Before v4.14.0, this ran after every action — a load wait, a networkidle wait, and a screenshotstable wait:

private async pageStable(baselineAction): Promise<void> {
  try {
    await this.page.waitForLoadState('load', { timeout: 30000 });
  } catch (e) {
    logger.verbose(this.test.id, "waitForLoadState('load')", e);
  }
  try {
    await this.page.waitForLoadState('networkidle', { timeout: 5000 });
  } catch (e) {
    logger.verbose(this.test.id, "waitForLoadState('networkidle')", e);
  }

   await this.screenshotStable(baselineAction?.preStepScreenshot?.image);
}

load — all markup, stylesheets, scripts and static assets loaded.
networkidle — no network connections for at least 500ms.
screenshotStable — the page matches a baseline screenshot, or two consecutive screenshots match each other (the page stopped animating).

The trap: a page that is already stable but has background network chatter eats the full 5s networkidle timeout on every action. Reflow now waits for networkidle only when the action historically involved a navigation (or when a run opts into full stability checks).

The lesson generalizes: stability methods are not seasoning to sprinkle everywhere. Add them where an action needs one, and nowhere else.

No more explicit waits

The common fix for an unstable test is await wait(1000). This is a worse sin than over-applying stability methods — a stability wait exits early when its event fires; a sleep never does. At minimum, reach for waitForLoadState before reaching for wait.

Better: write a waitUntil clause for explicit page state. Reflow supports a raw wait action, but we advise a visual assertion instead — it waits (up to a configurable maximum) until an element matches a recorded baseline, then proceeds immediately. The suite spends exactly as long as the application needs, never longer.

We weren’t innocent here either. wait(X) statements had crept into reflow’s own hot paths — it’s tempting to ship a feature with a lazy sleep for stability. v4.14.0 culls all of them, replaced with dynamic wait times tuned to the application under test.

Move compute off the hot path

Reflow computes visual changes with an SSIM-weighted pixel diff over full-height page captures. That work is CPU-bound and slow — a 1080×10000px page can block the main thread for 2–3 seconds. It had become our largest performance bottleneck on big applications.

Some comparisons gate stability and must block. The ones that only provide visual feedback to the user don’t — they now return a promise resolved when someone actually needs the result:

private async screenshotStable(baselineScreenshot: S3ObjectInput | undefined): Promise<{
  diff: Promise<ComparisonModel | undefined>;
  current?: { image: S3ObjectInput };
}> {
/* ... */
}

Move compute into worker threads

Node.js is single-threaded by default, and for most workloads, distributing across processes beats managing threads. Image comparison is the exception: compute-heavy enough that we moved it into a worker thread, so realtime uploads of test progress proceed in parallel with the comparison instead of halting behind it.

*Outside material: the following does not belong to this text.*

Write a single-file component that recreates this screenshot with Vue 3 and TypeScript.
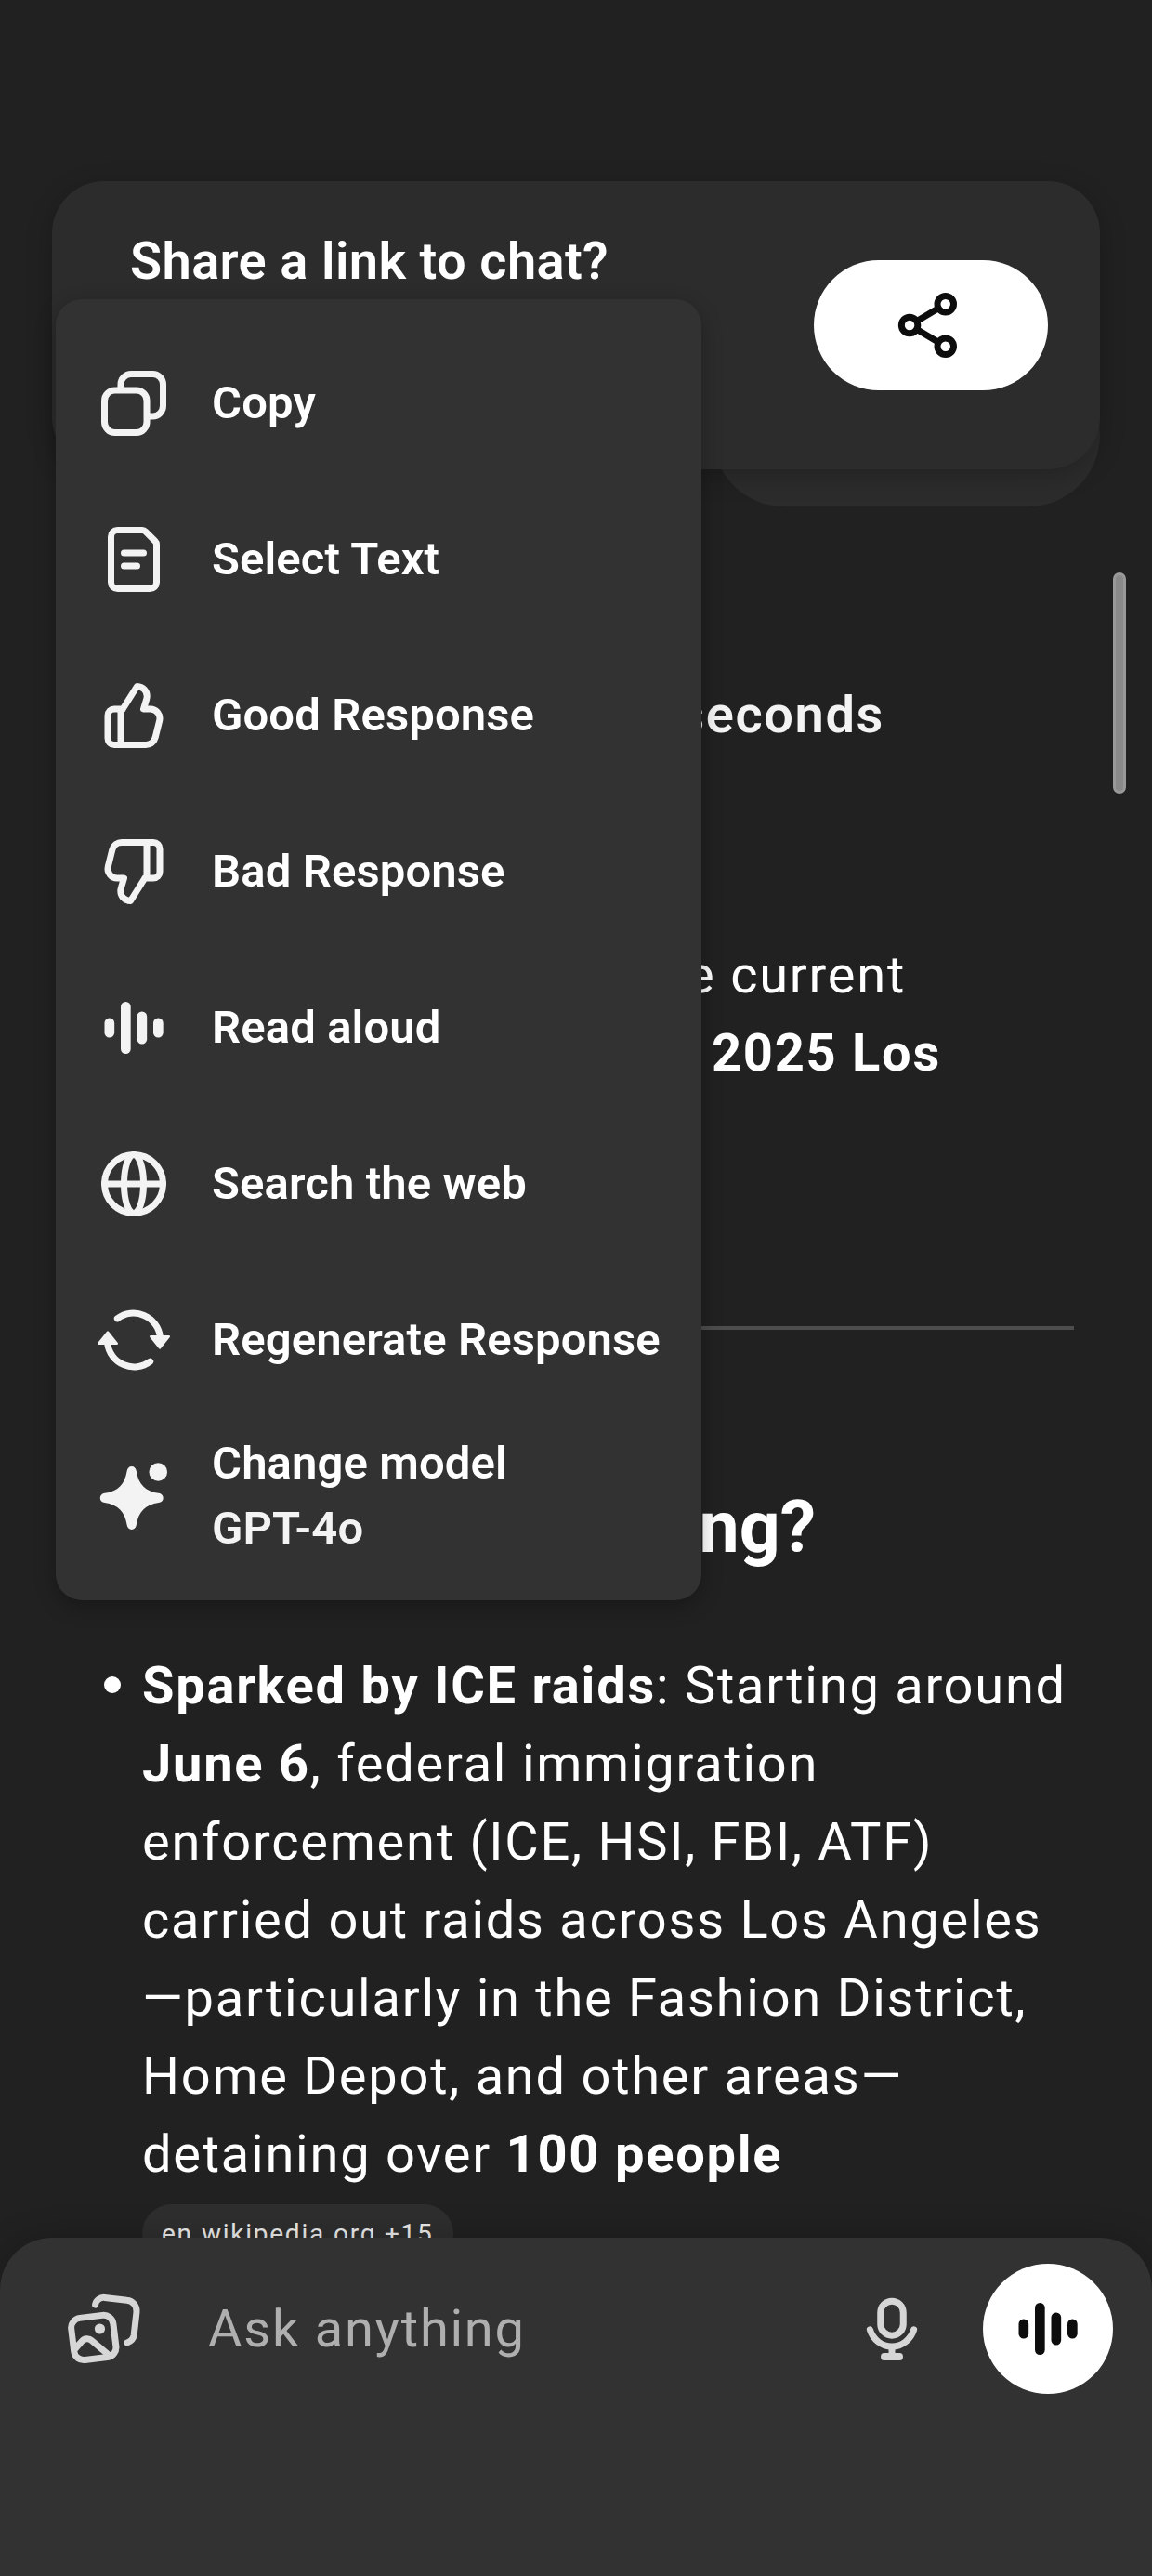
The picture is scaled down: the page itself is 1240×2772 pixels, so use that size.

We used the npm threads wrapper with esbuild: comparison code moved to a minimal-import imageCompare.worker.js, pre-compiled into a bundle, spawned as a blob worker, and called through the threads promise interface.

import fs from 'fs';
import { expose } from 'threads/worker';
import { isMainThread } from 'worker_threads';

/* ... */

const workerExports = {
  configureWorker,
  compareFiles,
  compareScreenshots,
};

if (!isMainThread) {
  expose(workerExports);
}
export type ImageCompareWorkerExports = typeof workerExports;

import { spawn, BlobWorker } from 'threads';

import type { ImageCompareWorkerExports } from './imageCompare.worker';
import { source as workerBlob } from '../../generated/imageCompare.workerSource';
import logger, { getLevel } from '../logger';

let worker: ImageCompareWorkerExports;

export async function bootImageCompareWorker() {
  try {
    worker = await spawn<ImageCompareWorkerExports>(BlobWorker.fromText(workerBlob));
    return worker.configureWorker(getLevel(process?.env?.LOG_LEVEL));
  } catch (e) {
    logger.fatal('Error starting worker', e);
  }
}

export async function compareFiles(imageA: string, imageB: string, outFile: string): Promise<void> {
  return worker.compareFiles(imageA, imageB, outFile);
}

export async function compareScreenshots(preData: Buffer, postData: Buffer, options): Promise<ScreenshotCompareOutput> {
  return worker.compareScreenshots(preData, postData, options);
}

Run end-to-end tests once per release

End-to-end tests exist to catch regressions, not heisenbugs. If a suite passed against a release, running it again against the same release buys nothing.

v4.14.0 takes a first step toward making this automatic: source-map-powered release tracking. Reflow hashes the source maps associated with a deployment (optionally filtered by a regular expression to application code) into a version identifier, so it can tell when your application actually changed — and therefore whether a sequence has already passed on the running release. It’s opt-in for now, while we work out how to download source maps without slowing test execution when a deployment exposes large numbers of them.

TL;DR

Cull every sleep statement; wait for specific events, and add stability methods only where needed.
Run independent flows in parallel.
Track releases and run each test once per release.

Caveat for reflow cloud users: self-host for maximum speed. Cloud recording uses AWS Fargate to spin up per-user ephemeral browser instances, which adds roughly a minute of cold start on first use.